New York, Mar 30 (IANS): New research has claimed that when temperatures reach extremes of an average daily temperature of 42.7 degrees Celsius, the number of deaths from cardiovascular disease may double or triple.
Given the consistently high temperatures in Kuwait (average ambient temperature 27.8 degrees Celsius), researchers examined the relationship between temperature and more than 15,000 cardiovascular-related deaths in the country.
The highest temperature on earth in the last 76 years, 53.8 degrees Celsius, was recently recorded in Kuwait.
"While cardiologists and other medical doctors have rightly focused on traditional risk factors, such as diet, blood pressure and tobacco use, climate change may exacerbate the burden of cardiovascular mortality, especially in very hot regions of the world," said Barrak Alahmad, a mission scholar from Kuwait University and a PhD candidate at Harvard University in the US.
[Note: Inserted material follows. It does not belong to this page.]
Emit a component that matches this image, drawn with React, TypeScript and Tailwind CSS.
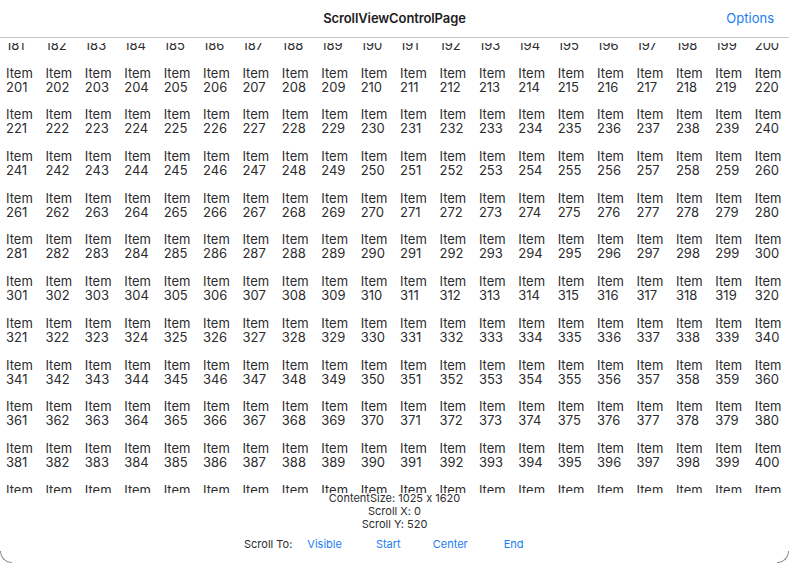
import React from "react";

const COLS = 20;
const FIRST_ROW = 9; // row holding items 181-200
const ROW_COUNT = 12;

const rows = Array.from({ length: ROW_COUNT }, (_, r) =>
	Array.from({ length: COLS }, (_, c) => (FIRST_ROW + r) * COLS + c + 1),
);

const App = () => {
	return (
		<div
			className="relative w-[789px] h-[563px] bg-white overflow-hidden text-[#1c1c1e]"
			style={{ fontFamily: "Inter, 'Liberation Sans', sans-serif" }}>
			{/* header */}
			<div className="relative h-[38px] border-b border-[#c4c4c6] flex items-center justify-center">
				<span className="text-[13px] font-semibold tracking-[-0.1px]">ScrollViewControlPage</span>
				<span className="absolute right-[15px] top-[9px] text-[13px] text-[#1a7cf5]">Options</span>
			</div>

			{/* scroll view */}
			<div className="mt-[5px] h-[450px] overflow-hidden">
				<div className="mt-[-19px] pl-[6px]">
					{rows.map((row, i) => (
						<div key={i} className="flex h-[41.7px]">
							{row.map((n) => (
								<div key={n} className="w-[39.42px] shrink-0 text-[13px] leading-[14px] text-[#2c2c2e]">
									<div>Item</div>
									<div>{n}</div>
								</div>
							))}
						</div>
					))}
				</div>
			</div>

			{/* info */}
			<div className="flex flex-col items-center text-[11px] leading-[13px] text-[#2c2c2e] -mt-[1px] [font-feature-settings:'calt'_0]">
				<span>ContentSize: 1025 x 1620</span>
				<span>Scroll X: 0</span>
				<span>Scroll Y: 520</span>
			</div>
			<div className="flex items-center text-[11px] mt-[5px] pl-[244px]">
				<span className="text-[#2c2c2e]">Scroll To:</span>
				<span className="ml-[15px] text-[#1a7cf5]">Visible</span>
				<span className="ml-[34px] text-[#1a7cf5]">Start</span>
				<span className="ml-[32px] text-[#1a7cf5]">Center</span>
				<span className="ml-[36px] text-[#1a7cf5]">End</span>
			</div>

			{/* window corners */}
			<div className="absolute bottom-0 left-0 w-[12px] h-[12px] border-l border-b border-[#8e8e93] rounded-bl-[12px]" />
			<div className="absolute bottom-0 right-0 w-[12px] h-[12px] border-r border-b border-[#8e8e93] rounded-br-[12px]" />
		</div>
	);
};

export default App;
According to the researchers, all death certificates in Kuwait from 2010 to 2016 that cited "any cardiovascular cause" for individuals ages 15 and older were reviewed for the study, published in the Circulation: Journal of the American Heart Association.
Compared to the number of deaths on days with the lowest mortality temperature (average daily temperature of 34.7 degrees Celsius, when the fewest people died), when the 24-hour average temperature was extreme (42.7 degrees Celsius or higher), the researchers found overall, a three-times greater risk of dying from any cardiovascular cause.
Men were more affected by the extreme temperatures -- experiencing a 3.5 times higher death rate and the death rate among women was nearly 2.5 higher.
The working-age people (ages 15-64 years) had a death rate 3.8 times higher and the death rate was just over two-times higher for people 65 and older.
According to the researchers, when core body temperature increases, the human body tries to cool itself by shifting blood from the organs to underneath the skin. This shift causes the heart to pump more blood, putting it under significantly more stress.
A collaborative group of cardiologists, environmental health specialists and epidemiologists hypothesised that increasing temperatures in hotter regions of the world could lead to increased CVD death due to extreme heat's effects on the body.